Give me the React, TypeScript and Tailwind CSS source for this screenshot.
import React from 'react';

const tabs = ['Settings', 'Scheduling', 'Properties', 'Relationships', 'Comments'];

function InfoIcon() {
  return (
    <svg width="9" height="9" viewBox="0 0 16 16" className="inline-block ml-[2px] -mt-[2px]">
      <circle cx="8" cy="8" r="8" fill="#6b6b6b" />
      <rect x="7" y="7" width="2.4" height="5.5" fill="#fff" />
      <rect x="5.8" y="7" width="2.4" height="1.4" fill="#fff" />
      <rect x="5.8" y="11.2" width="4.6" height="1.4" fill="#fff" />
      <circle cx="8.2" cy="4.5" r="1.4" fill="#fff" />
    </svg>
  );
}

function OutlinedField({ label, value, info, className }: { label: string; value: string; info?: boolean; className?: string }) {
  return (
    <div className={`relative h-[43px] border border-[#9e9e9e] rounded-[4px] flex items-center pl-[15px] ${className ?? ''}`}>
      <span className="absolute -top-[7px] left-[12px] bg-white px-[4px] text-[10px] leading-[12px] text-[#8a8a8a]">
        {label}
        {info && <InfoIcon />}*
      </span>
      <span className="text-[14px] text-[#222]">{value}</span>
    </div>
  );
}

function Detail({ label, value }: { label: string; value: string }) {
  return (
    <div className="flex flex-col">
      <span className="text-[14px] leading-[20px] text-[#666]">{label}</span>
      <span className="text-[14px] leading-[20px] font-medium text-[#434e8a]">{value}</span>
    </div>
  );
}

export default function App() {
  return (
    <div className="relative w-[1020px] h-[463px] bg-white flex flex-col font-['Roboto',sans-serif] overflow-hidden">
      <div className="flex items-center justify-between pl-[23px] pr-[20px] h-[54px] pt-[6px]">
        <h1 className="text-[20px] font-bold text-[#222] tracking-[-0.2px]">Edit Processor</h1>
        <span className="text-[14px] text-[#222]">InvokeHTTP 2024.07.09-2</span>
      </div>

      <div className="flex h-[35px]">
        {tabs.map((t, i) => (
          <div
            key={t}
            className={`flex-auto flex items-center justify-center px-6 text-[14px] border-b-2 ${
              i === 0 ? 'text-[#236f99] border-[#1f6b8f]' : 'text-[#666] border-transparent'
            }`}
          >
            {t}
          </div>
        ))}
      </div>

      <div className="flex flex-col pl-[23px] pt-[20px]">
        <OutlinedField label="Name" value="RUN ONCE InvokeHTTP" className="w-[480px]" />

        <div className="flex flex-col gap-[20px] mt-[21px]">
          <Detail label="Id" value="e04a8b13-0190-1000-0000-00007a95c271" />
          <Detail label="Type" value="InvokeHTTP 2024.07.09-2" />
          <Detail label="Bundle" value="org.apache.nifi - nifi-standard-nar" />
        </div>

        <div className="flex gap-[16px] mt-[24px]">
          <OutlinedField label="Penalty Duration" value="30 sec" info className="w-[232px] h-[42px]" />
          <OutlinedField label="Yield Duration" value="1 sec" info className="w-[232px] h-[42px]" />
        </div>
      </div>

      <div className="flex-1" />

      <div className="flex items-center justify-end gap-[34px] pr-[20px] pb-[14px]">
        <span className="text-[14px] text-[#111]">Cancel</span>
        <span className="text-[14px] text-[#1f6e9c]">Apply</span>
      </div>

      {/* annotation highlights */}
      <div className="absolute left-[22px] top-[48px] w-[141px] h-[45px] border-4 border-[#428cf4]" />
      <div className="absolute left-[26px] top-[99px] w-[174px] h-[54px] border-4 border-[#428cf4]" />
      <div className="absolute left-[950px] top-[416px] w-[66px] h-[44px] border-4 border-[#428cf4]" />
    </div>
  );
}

> **Exercise requirements**
Copy the material above verbatim.

> **Task solution**
Give me the React, TypeScript and Tailwind CSS source for this screenshot.
import React from 'react';

const tabs = ['Settings', 'Scheduling', 'Properties', 'Relationships', 'Comments'];

function InfoIcon() {
  return (
    <svg width="9" height="9" viewBox="0 0 16 16" className="inline-block ml-[2px] -mt-[2px]">
      <circle cx="8" cy="8" r="8" fill="#6b6b6b" />
      <rect x="7" y="7" width="2.4" height="5.5" fill="#fff" />
      <rect x="5.8" y="7" width="2.4" height="1.4" fill="#fff" />
      <rect x="5.8" y="11.2" width="4.6" height="1.4" fill="#fff" />
      <circle cx="8.2" cy="4.5" r="1.4" fill="#fff" />
    </svg>
  );
}

function OutlinedField({ label, value, info, className }: { label: string; value: string; info?: boolean; className?: string }) {
  return (
    <div className={`relative h-[43px] border border-[#9e9e9e] rounded-[4px] flex items-center pl-[15px] ${className ?? ''}`}>
      <span className="absolute -top-[7px] left-[12px] bg-white px-[4px] text-[10px] leading-[12px] text-[#8a8a8a]">
        {label}
        {info && <InfoIcon />}*
      </span>
      <span className="text-[14px] text-[#222]">{value}</span>
    </div>
  );
}

function Detail({ label, value }: { label: string; value: string }) {
  return (
    <div className="flex flex-col">
      <span className="text-[14px] leading-[20px] text-[#666]">{label}</span>
      <span className="text-[14px] leading-[20px] font-medium text-[#434e8a]">{value}</span>
    </div>
  );
}

export default function App() {
  return (
    <div className="relative w-[1020px] h-[463px] bg-white flex flex-col font-['Roboto',sans-serif] overflow-hidden">
      <div className="flex items-center justify-between pl-[23px] pr-[20px] h-[54px] pt-[6px]">
        <h1 className="text-[20px] font-bold text-[#222] tracking-[-0.2px]">Edit Processor</h1>
        <span className="text-[14px] text-[#222]">InvokeHTTP 2024.07.09-2</span>
      </div>

      <div className="flex h-[35px]">
        {tabs.map((t, i) => (
          <div
            key={t}
            className={`flex-auto flex items-center justify-center px-6 text-[14px] border-b-2 ${
              i === 0 ? 'text-[#236f99] border-[#1f6b8f]' : 'text-[#666] border-transparent'
            }`}
          >
            {t}
          </div>
        ))}
      </div>

      <div className="flex flex-col pl-[23px] pt-[20px]">
        <OutlinedField label="Name" value="RUN ONCE InvokeHTTP" className="w-[480px]" />

        <div className="flex flex-col gap-[20px] mt-[21px]">
          <Detail label="Id" value="e04a8b13-0190-1000-0000-00007a95c271" />
          <Detail label="Type" value="InvokeHTTP 2024.07.09-2" />
          <Detail label="Bundle" value="org.apache.nifi - nifi-standard-nar" />
        </div>

        <div className="flex gap-[16px] mt-[24px]">
          <OutlinedField label="Penalty Duration" value="30 sec" info className="w-[232px] h-[42px]" />
          <OutlinedField label="Yield Duration" value="1 sec" info className="w-[232px] h-[42px]" />
        </div>
      </div>

      <div className="flex-1" />

      <div className="flex items-center justify-end gap-[34px] pr-[20px] pb-[14px]">
        <span className="text-[14px] text-[#111]">Cancel</span>
        <span className="text-[14px] text-[#1f6e9c]">Apply</span>
      </div>

      {/* annotation highlights */}
      <div className="absolute left-[22px] top-[48px] w-[141px] h-[45px] border-4 border-[#428cf4]" />
      <div className="absolute left-[26px] top-[99px] w-[174px] h-[54px] border-4 border-[#428cf4]" />
      <div className="absolute left-[950px] top-[416px] w-[66px] h-[44px] border-4 border-[#428cf4]" />
    </div>
  );
}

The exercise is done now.